The Kentucky Chamber of Commerce recently released its legislative priorities. Cash bail is something locally elected judges may use to keep someone in jail who they think is a risk to the community. It is also used to ensure court appearances. The Kentucky Chamber of Commerce is calling for reforms of the cash bail system.

This bail policy experiment has been enacted in Illinois, New York, California, and Portland, Ore., which are states and a city controlled by Democrats. The results? Disastrous. Crime has spiked in these areas to historic proportions. Considering the record-shattering homicide numbers in Louisville—where small businesses are still boarded up from rioting last summer. We must ask, what are advocates of this policy initiative thinking?

Sen. John Schickel

Does the Kentucky Chamber of Commerce have a small business agenda or a social agenda? This is a question some business owners in our district are asking, and it is their businesses that the organization’s vision and mission statements profess to support.

Many small business owners in Boone County — which has one of the state’s highest workforce participation rates—share this sentiment about the Kentucky Chamber of Commerce’s legislative priorities. If the organization wishes to “provide bold leadership” and be a “major catalyst, consensus builder, and advocate for economic growth and for expanding the business community,” perhaps it should reconsider the legislative measures it will place its energy behind during the upcoming session of the Kentucky General Assembly.

As we have already seen in states that have attacked the cash bail system—some eliminating it altogether—this legislative priority works counter to the Kentucky Chamber of Commerce’s mission of “building a dynamic business climate” and its efforts to “provide value to its members.”

According to the U.S. Small Business Administration, small businesses are the heart and soul of our communities, as they make up 99.9% of all businesses. Mom-and-pop shops cannot operate in a lawless society or at least not in a society that is soft on criminal activity. Small businesses cannot endure the same losses that big-box chains can afford to ignore.
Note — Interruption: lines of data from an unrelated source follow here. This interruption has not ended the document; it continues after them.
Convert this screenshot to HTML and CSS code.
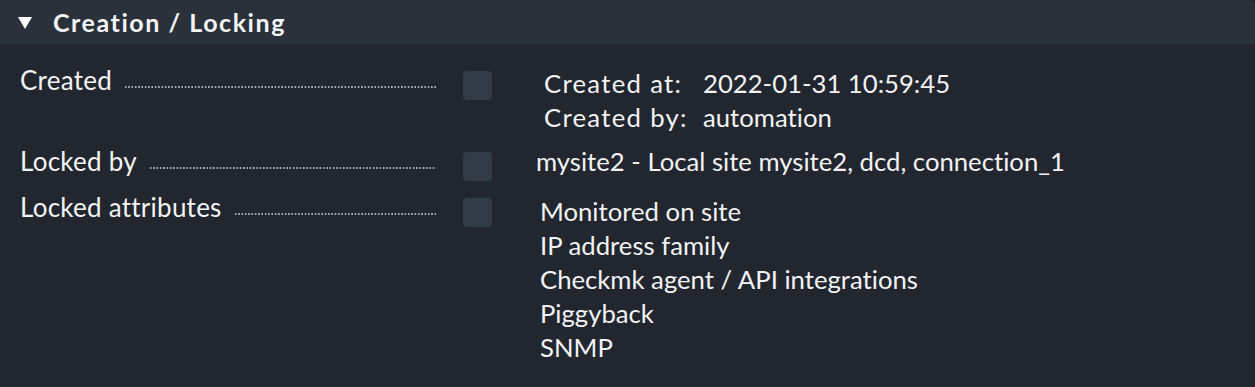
FILE: index.html
```html
<!DOCTYPE html>
<html>
<head>
<meta charset="utf-8">
<link rel="stylesheet" href="styles.css">
</head>
<body>
<div class="box">
  <div class="head">
    <span class="tri"></span>
    <span class="title">Creation / Locking</span>
  </div>
  <div class="body">
    <div class="row r1">
      <div class="legend"><span class="lbl">Created</span><span class="dots"></span></div>
      <div class="cbcell"><span class="cb"></span></div>
      <div class="val">
        <table class="kv">
          <tr><td class="k">Created at:</td><td>2022-01-31 10:59:45</td></tr>
          <tr><td class="k">Created by:</td><td>automation</td></tr>
        </table>
      </div>
    </div>
    <div class="row r2">
      <div class="legend"><span class="lbl">Locked by</span><span class="dots"></span></div>
      <div class="cbcell"><span class="cb"></span></div>
      <div class="val plain">mysite2 - Local site mysite2, dcd, connection_1</div>
    </div>
    <div class="row r3">
      <div class="legend"><span class="lbl">Locked attributes</span><span class="dots"></span></div>
      <div class="cbcell"><span class="cb"></span></div>
      <div class="val">
        <ul class="list">
          <li>Monitored on site</li>
          <li>IP address family</li>
          <li>Checkmk agent / API integrations</li>
          <li>Piggyback</li>
          <li>SNMP</li>
        </ul>
      </div>
    </div>
  </div>
</div>
</body>
</html>
```
FILE: styles.css
```css
html, body {
  margin: 0;
  padding: 0;
  background: #21262f;
}
body {
  font-family: Lato, "Open Sans", sans-serif;
  font-variant-ligatures: none;
  color: #f2f3f4;
  width: 1255px;
  height: 387px;
  overflow: hidden;
}
.box {
  background: #21262f;
}
.head {
  height: 44px;
  background: #2a313b;
  border-top-right-radius: 6px;
  display: flex;
  align-items: center;
  padding-left: 18px;
}
.tri {
  width: 0;
  height: 0;
  border-left: 7.5px solid transparent;
  border-right: 7.5px solid transparent;
  border-top: 12px solid #ffffff;
  margin-right: 21px;
  margin-top: 2px;
}
.title {
  font-weight: bold;
  font-size: 25px;
  line-height: 44px;
  letter-spacing: 1.55px;
  color: #f4f5f6;
}
.body {
  padding-top: 19px;
}
.row {
  display: flex;
  align-items: flex-start;
}
.legend {
  width: 416px;
  margin-left: 20px;
  display: flex;
  align-items: baseline;
  font-size: 26px;
  line-height: 34px;
  letter-spacing: 0.25px;
}
.lbl {
  white-space: nowrap;
}
.dots {
  flex: 1;
  height: 4px;
  margin-left: 12px;
  background-image: radial-gradient(circle at center, #a3a8af 1px, rgba(163, 168, 175, 0) 1.25px);
  background-size: 3.33px 2.4px;
  background-position: 0 0;
  background-repeat: repeat-x;
}
.cbcell {
  margin-left: 27px;
  padding-top: 8px;
}
.cb {
  display: block;
  width: 29px;
  height: 29px;
  border-radius: 4px;
  background: #333b46;
}
.val {
  margin-left: 44px;
  font-size: 25.7px;
  line-height: 34px;
}
.kv {
  border-collapse: collapse;
  margin: 3px 0 0 8px;
}
.kv td {
  padding: 0;
  height: 34px;
  line-height: 34px;
  white-space: nowrap;
}
.kv td.k {
  letter-spacing: 1.3px;
  width: 159px;
}
.r2 {
  margin-top: 10px;
}
.r3 {
  margin-top: 9px;
}
.list {
  list-style: none;
  margin: 4px 0 0 4px;
  padding: 0;
  line-height: 34px;
}
```
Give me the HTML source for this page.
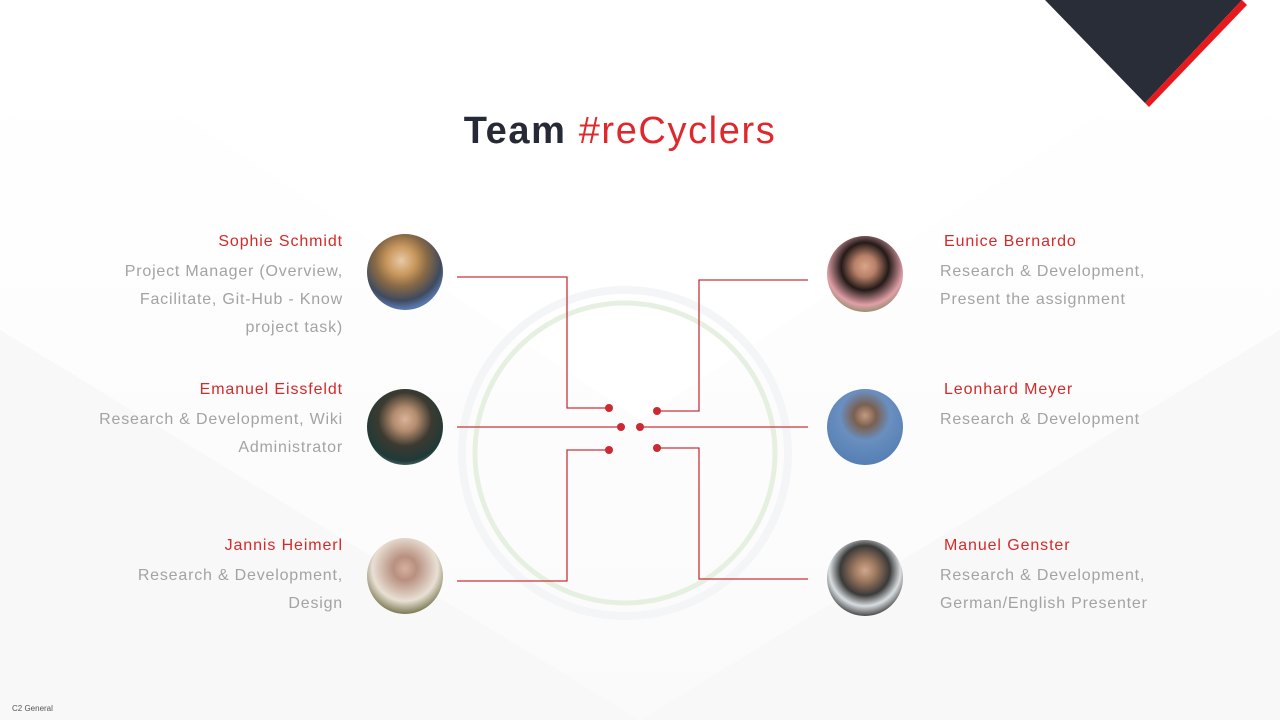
<!DOCTYPE html>
<html><head><meta charset="utf-8"><style>
body{margin:0;width:1280px;height:720px;overflow:hidden;background:#fff;font-family:"Liberation Sans",sans-serif;position:relative}
.t{position:absolute;font-size:16px;line-height:28px;color:#a3a3a3;white-space:nowrap;letter-spacing:0.8px}
.n{color:#d42a2a;display:block;margin-bottom:2px;letter-spacing:0.9px}
.l{text-align:right;right:937px}
.r{left:940px}
.r .n{margin-left:4px}
.p{position:absolute;width:76px;height:76px;border-radius:50%;overflow:hidden}
h1{position:absolute;left:0;width:1240px;top:110px;margin:0;text-align:center;font-size:38px;font-weight:bold;color:#262a36;letter-spacing:1.6px}
h1 span{color:#e0282c;font-weight:normal}
</style></head><body>
<svg width="1280" height="720" style="position:absolute;left:0;top:0">
<defs><linearGradient id="bg" x1="0" y1="0" x2="0" y2="1"><stop offset="0" stop-color="#fff"/><stop offset="1" stop-color="#f7f7f7"/></linearGradient></defs>
<polygon points="100,60 640,420 1180,60 1280,120 1280,720 0,720 0,120" fill="url(#bg)" opacity="0.6"/>
<polygon points="0,330 640,720 0,720" fill="#f8f8f8"/>
<polygon points="1280,330 640,720 1280,720" fill="#f8f8f8"/>
<polygon points="1045,0 1242,0 1145,103" fill="#292d38"/>
<polygon points="1242,0 1247,5 1149,107 1145,103" fill="#e8191c"/>
<circle cx="625" cy="453" r="163" fill="none" stroke="#f4f5f7" stroke-width="8"/>
<circle cx="625" cy="453" r="150" fill="none" stroke="#e6f0e1" stroke-width="5"/>
<g stroke="#c8343a" stroke-width="1.3" fill="none">
<polyline points="457,277 567,277 567,408 609,408"/>
<polyline points="808,280 699,280 699,411 657,411"/>
<line x1="457" y1="427" x2="620" y2="427"/>
<line x1="640" y1="427" x2="808" y2="427"/>
<polyline points="457,581 567,581 567,450 609,450"/>
<polyline points="808,579 699,579 699,448 657,448"/>
</g>
<g fill="#cc2a33">
<circle cx="609" cy="408" r="4"/><circle cx="657" cy="411" r="4"/>
<circle cx="621" cy="427" r="4"/><circle cx="640" cy="427" r="4"/>
<circle cx="609" cy="450" r="4"/><circle cx="657" cy="448" r="4"/>
</g>
</svg>
<h1>Team <span>#reCyclers</span></h1>

<div class="p" style="left:367px;top:234px;background:radial-gradient(circle at 45% 35%,#e8c9a8 0,#c9995e 22%,#8a6a45 40%,#3f4a5e 62%,#5a79b0 75%,#2a2a2a 100%)"></div>
<div class="p" style="left:367px;top:389px;background:radial-gradient(circle at 50% 40%,#d9b39a 0,#b48c6e 20%,#3c3a30 45%,#1f3a38 70%,#b9cde0 100%)"></div>
<div class="p" style="left:367px;top:538px;background:radial-gradient(circle at 50% 40%,#d8b0a0 0,#b89080 20%,#e8e0d4 55%,#6b6a40 80%,#3a3a28 100%)"></div>
<div class="p" style="left:827px;top:236px;background:radial-gradient(circle at 50% 40%,#d9a68a 0,#b88068 18%,#241a18 40%,#e0a0a8 65%,#4f7a3a 90%)"></div>
<div class="p" style="left:827px;top:389px;background:radial-gradient(circle at 50% 35%,#c49a80 0,#7a6050 18%,#6a8fc0 40%,#4a76ac 100%)"></div>
<div class="p" style="left:827px;top:540px;background:radial-gradient(circle at 50% 40%,#d0a890 0,#a07a60 18%,#3a3a3a 42%,#d8dde0 60%,#2e2e2e 80%)"></div>

<div class="t l" style="top:228px"><span class="n">Sophie Schmidt</span>Project Manager (Overview,<br>Facilitate, Git-Hub - Know<br>project task)</div>
<div class="t l" style="top:376px"><span class="n">Emanuel Eissfeldt</span>Research &amp; Development, Wiki<br>Administrator</div>
<div class="t l" style="top:532px"><span class="n">Jannis Heimerl</span>Research &amp; Development,<br>Design</div>
<div class="t r" style="top:228px"><span class="n">Eunice Bernardo</span>Research &amp; Development,<br>Present the assignment</div>
<div class="t r" style="top:376px"><span class="n">Leonhard Meyer</span>Research &amp; Development</div>
<div class="t r" style="top:532px"><span class="n">Manuel Genster</span>Research &amp; Development,<br>German/English Presenter</div>
<div style="position:absolute;left:12px;top:704px;font-size:8px;color:#555">C2 General</div>
</body></html>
The Kentucky Chamber of Commerce claims to represent the business community. To be fair, it has done excellent work in the past concerning workers’ compensation insurance, among other policy efforts. However, on this issue, it is misguided. Bail reform will only work against small businesses’ best interests. The organization is pursuing a social agenda, not a business agenda. I hope that the Kentucky Chamber of Commerce will come to its senses and care less about being politically correct and more about genuinely representing the membership that needs it now more than ever.

Senator John Schickel (R-Union) represents Kentucky’s 11th Senate District in Boone County. He is co-chairman of the Interim Joint Committee on Licensing, Occupations, and Administrative Regulations. He also serves as a member of the Interim Joint Committees on Banking and Insurance, Judiciary, Natural Resources and Energy, and is a liaison member of the Budget Review Subcommittee on Justice and Judiciary.